Toronto –Under the auspices of Metrolinx, Canada’s largest city and surrounding municipalities including Hamilton have plans for a 1,200-kilometre rapid transit system — the largest transit expansion in half a century. Construction is pegged at $2 billion annually over the next 25 years.
Immediate priorities are the “Big 5” projects. Two of these are under construction. In Toronto, the Toronto Transit Commission is adding a light rail system to extend the Sheppard East subway.
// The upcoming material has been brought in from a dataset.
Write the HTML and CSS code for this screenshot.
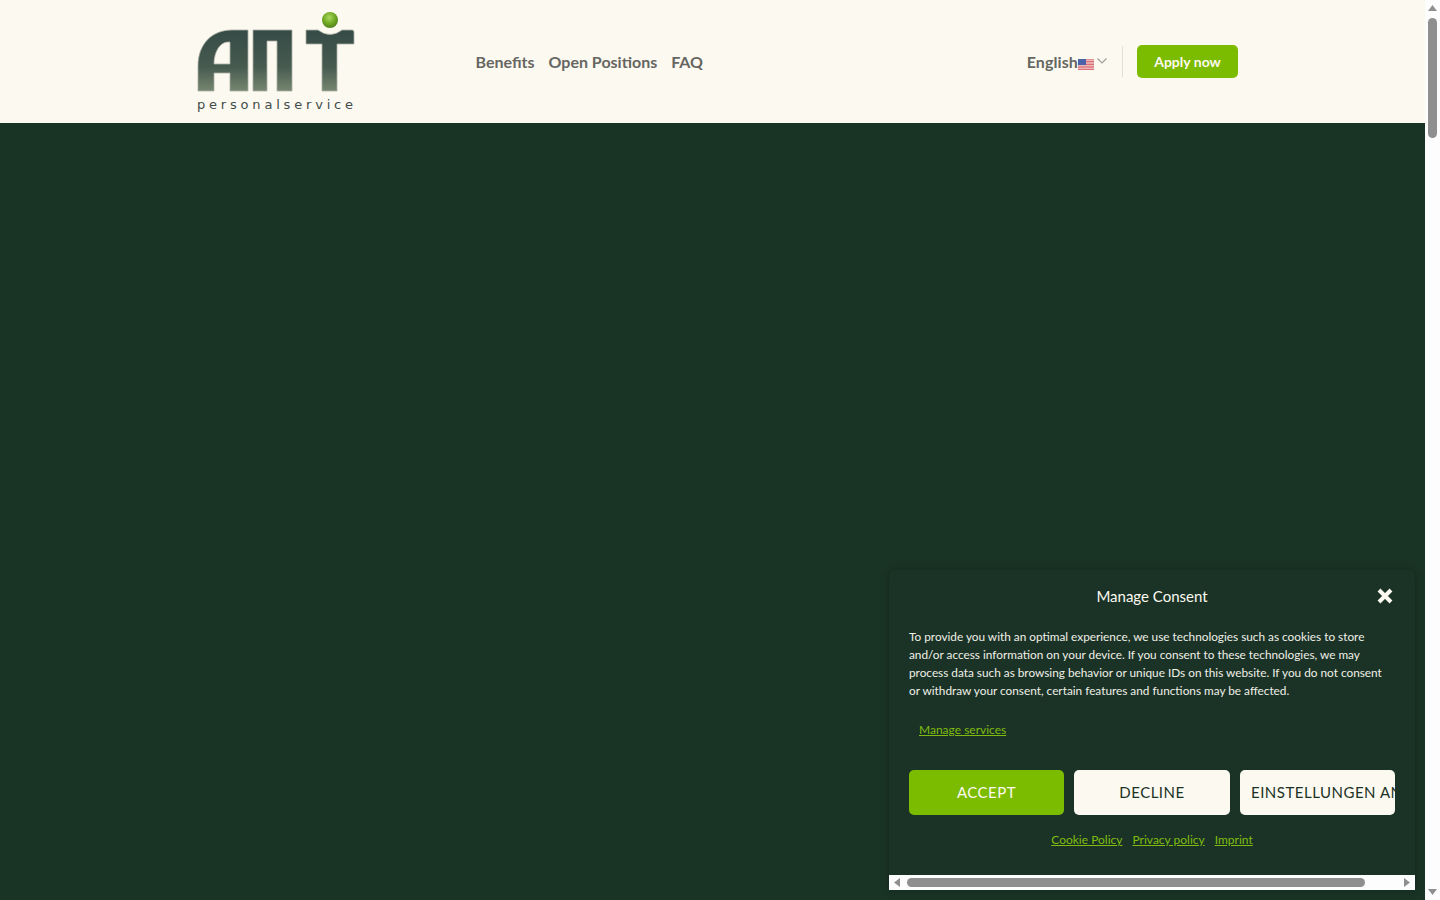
FILE: index.html
```html
<!DOCTYPE html>
<html lang="en">
<head>
  <meta charset="UTF-8">
  <title>ANT Personalservice</title>
  <link rel="stylesheet" href="styles.css">
</head>
<body>
  <div class="page">
    <div class="site">
      <header class="site-header">
        <a class="logo" href="#">
          <svg width="160" height="102" viewBox="0 0 160 102">
            <defs>
              <linearGradient id="metal" gradientUnits="userSpaceOnUse" x1="0" y1="19" x2="0" y2="80">
                <stop offset="0" stop-color="#364b46" />
                <stop offset="0.6" stop-color="#465a50" />
                <stop offset="1" stop-color="#76866f" />
              </linearGradient>
              <radialGradient id="ball" cx="0.45" cy="0.35" r="0.7">
                <stop offset="0" stop-color="#a9d860" />
                <stop offset="0.55" stop-color="#6fa821" />
                <stop offset="1" stop-color="#4c7a1c" />
              </radialGradient>
            </defs>
            <!-- logo mark -->
            <path class="logo-mark" fill-rule="evenodd" d="M2 80V55C2 33 16 19 36 19H52V80H34V62H18V80ZM18 53H34V31H32C24 31 18 41 18 53Z" />
            <path class="logo-mark" d="M57 80V19H96V80H81V30H71V80Z" />
            <path class="logo-mark" d="M110 19H122Q134 28 146 19H156Q158 19 158 21V33H141V80H126V33H110Z" />
            <circle cx="134" cy="9" r="8" fill="url(#ball)" />
            <text class="logo-text" x="1" y="98" textLength="156">personalservice</text>
          </svg>
        </a>
        <nav class="main-nav">
          <a href="#">Benefits</a>
          <a href="#">Open Positions</a>
          <a href="#">FAQ</a>
        </nav>
        <div class="header-right">
          <a class="lang" href="#">
            English
            <svg class="flag" width="16" height="11" viewBox="0 0 16 11">
              <rect width="16" height="11" fill="#f4f0ee" />
              <path d="M0 .8H16M0 2.4H16M0 4H16M0 5.6H16M0 7.2H16M0 8.8H16M0 10.4H16" stroke="#d8505a" stroke-width=".9" />
              <rect width="8" height="6" fill="#4a62a8" />
            </svg>
            <svg class="chevron" width="10" height="6" viewBox="0 0 10 6">
              <path d="M.5.5L5 5L9.5.5" fill="none" stroke="#a0a09a" stroke-width="1.2" />
            </svg>
          </a>
          <span class="divider"></span>
          <a class="apply-btn" href="#">Apply now</a>
        </div>
      </header>
      <main class="hero"></main>

      <!-- cookie banner sits over the page -->
      <aside class="consent">
        <div class="consent-body">
          <div class="consent-head">
            <span></span>
            <h2>Manage Consent</h2>
            <svg class="close" width="16" height="16" viewBox="0 0 16 16">
              <path d="M2 2L14 14M14 2L2 14" stroke="#fcf9f0" stroke-width="4" />
            </svg>
          </div>
          <p class="consent-text">To provide you with an optimal experience, we use technologies such as cookies to store and/or access information on your device. If you consent to these technologies, we may process data such as browsing behavior or unique IDs on this website. If you do not consent or withdraw your consent, certain features and functions may be affected.</p>
          <a class="manage-link" href="#">Manage services</a>
          <div class="consent-buttons">
            <button class="btn btn-accept">ACCEPT</button>
            <button class="btn btn-light">DECLINE</button>
            <button class="btn btn-light btn-clipped">EINSTELLUNGEN ANSEHEN</button>
          </div>
          <div class="consent-links">
            <a href="#">Cookie Policy</a>
            <a href="#">Privacy policy</a>
            <a href="#">Imprint</a>
          </div>
        </div>
        <div class="hscroll">
          <svg width="6" height="9" viewBox="0 0 6 9"><path d="M6 0V9L0 4.5Z" fill="#8f8f8f" /></svg>
          <span class="hscroll-thumb"></span>
          <svg width="6" height="9" viewBox="0 0 6 9"><path d="M0 0V9L6 4.5Z" fill="#8f8f8f" /></svg>
        </div>
      </aside>
    </div>

    <div class="vscroll">
      <svg width="9" height="6" viewBox="0 0 9 6"><path d="M0 6H9L4.5 0Z" fill="#8f8f8f" /></svg>
      <span class="vscroll-thumb"></span>
      <svg width="9" height="6" viewBox="0 0 9 6"><path d="M0 0H9L4.5 6Z" fill="#8f8f8f" /></svg>
    </div>
  </div>
</body>
</html>
```

FILE: styles.css
```css
* {
  margin: 0;
  padding: 0;
  box-sizing: border-box;
}

body {
  font-family: Lato, "Open Sans", sans-serif;
  height: 100vh;
  overflow: hidden;
  background-color: #193325;
}

a {
  text-decoration: none;
}

.page {
  display: flex;
  height: 900px;
}

.site {
  position: relative;
  flex: 1;
  display: flex;
  flex-direction: column;
}

/* header */
.site-header {
  height: 123px;
  display: flex;
  align-items: center;
  padding: 0 187px 0 196px;
  background-color: #fcf9f0;
}

.logo {
  display: flex;
  width: 279.5px;
}

.logo-mark {
  fill: url(#metal);
  stroke: #a9aea3;
  stroke-width: 0.8;
}

.logo-text {
  font-family: "DejaVu Sans", sans-serif;
  font-size: 13px;
  fill: #414c4a;
}

.main-nav {
  display: flex;
  gap: 14px;
}

.main-nav a,
.lang {
  font-size: 16px;
  font-weight: 700;
  color: #666662;
}

.header-right {
  margin-left: auto;
  display: flex;
  align-items: center;
}

.lang {
  display: flex;
  align-items: center;
  letter-spacing: 0.1px;
}

.flag {
  margin-top: 5px;
}

.chevron {
  margin-left: 3px;
  margin-top: -2px;
}

.divider {
  width: 1px;
  height: 31px;
  margin: 0 14px 0 15px;
  background-color: #e3e0d6;
}

.apply-btn {
  width: 101px;
  height: 33px;
  display: flex;
  align-items: center;
  justify-content: center;
  padding-bottom: 1px;
  border-radius: 5px;
  background-color: #7cbc00;
  color: #fcf9f0;
  font-size: 14px;
  font-weight: 700;
}

.hero {
  flex: 1;
  background-color: #193325;
}

/* consent banner */
.consent {
  position: absolute;
  right: 10px;
  bottom: 10px;
  width: 526px;
  height: 320px;
  display: flex;
  flex-direction: column;
  background-color: #1a3326;
  box-shadow: 0 0 10px rgba(0, 0, 0, 0.2);
  border-radius: 5px 5px 0 0;
}

.consent-body {
  flex: 1;
  padding: 16px 20px 0;
  color: #f0efe6;
}

.consent-head {
  display: grid;
  grid-template-columns: 1fr auto 1fr;
  align-items: center;
  height: 20px;
}

.consent-head h2 {
  font-size: 15px;
  font-weight: 400;
  line-height: 20px;
  color: #fcf9f0;
}

.close {
  justify-self: end;
  margin-right: 2px;
}

.consent-text {
  margin-top: 22px;
  font-size: 11.8px;
  line-height: 18px;
}

.manage-link {
  display: block;
  margin: 21px 0 0 10px;
  font-size: 12px;
  line-height: 18px;
  color: #80bc10;
  text-decoration: underline;
}

.consent-buttons {
  display: grid;
  grid-template-columns: 155px 156px 155px;
  gap: 10px;
  margin-top: 31px;
}

.btn {
  height: 45px;
  border: none;
  border-radius: 5px;
  padding-bottom: 2px;
  font-family: Lato, sans-serif;
  font-size: 15px;
  letter-spacing: 0.5px;
  white-space: nowrap;
  overflow: hidden;
}

.btn-accept {
  background-color: #7cbc00;
  color: #fcf9f0;
}

.btn-light {
  background-color: #fcf9f0;
  color: #1a3326;
}

.btn-clipped {
  padding-left: 11px;
  text-align: left;
}

.consent-links {
  display: flex;
  justify-content: center;
  gap: 10px;
  margin-top: 16px;
  font-size: 12px;
  line-height: 18px;
}

.consent-links a {
  color: #80bc10;
  text-decoration: underline;
}

/* scrollbars */
.hscroll {
  height: 15px;
  display: flex;
  align-items: center;
  gap: 7px;
  padding: 0 5px;
  background-color: #fdfdfd;
}

.hscroll-thumb {
  width: 458px;
  height: 9px;
  border-radius: 5px;
  background-color: #8f8f8f;
}

.hscroll svg:last-child {
  margin-left: auto;
}

.vscroll {
  width: 15px;
  display: flex;
  flex-direction: column;
  align-items: center;
  padding: 5px 0;
  background-color: #fdfdfd;
}

.vscroll-thumb {
  width: 9px;
  height: 120px;
  margin-top: 7px;
  border-radius: 5px;
  background-color: #8f8f8f;
}

.vscroll svg:last-child {
  margin-top: auto;
}
```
In York Region to the north, a dedicated rapid bus lane is being built along Highway 7 from Markham to Richmond Hill.
The other three priorities in the works are the Finch LRT in Toronto’s northwest; extensions and upgrades to the existing Scarborough LRT in the east; and — perhaps most needed — the Eglinton Crosstown LRT which will take riders east-west across the centre of the city, linking to a line to Pearson International Airport.
Winnipeg –The Prairie city has embarked on the first phase of a rapid transit system with the construction of the Southwest Rapid Transit Corridor due for completion in 2011. The $138-million grade-separated busway uses existing rail rights-of-way and also travels alongside roads. It will connect downtown with the University of Manitoba and the southwest. Dillon Consulting is prime consultant.
Calgary & Edmonton –See main article.
Vancouver –After the Canada Line opened in August 2009 connecting downtown to Richmond and the Vancouver International Airport, Translink has no immediate plans for more light rail construction. However, the transit agency is studying a new 12-kilometre line west to the University of British Columbia, and an expansion of the Expo Line southeast into Surrey.–BP
Definition of Light Rail: An electric railway with a ‘light volume’ traffic capacity compared to ‘heavy rail.’ Light rail may use shared or exclusive rights-of-way, high or low platform loading, and multi-car trains or single cars. Also known as “Streetcar,” “Trolley car,” and Tramway.” — American Public Transportation Association (APTA).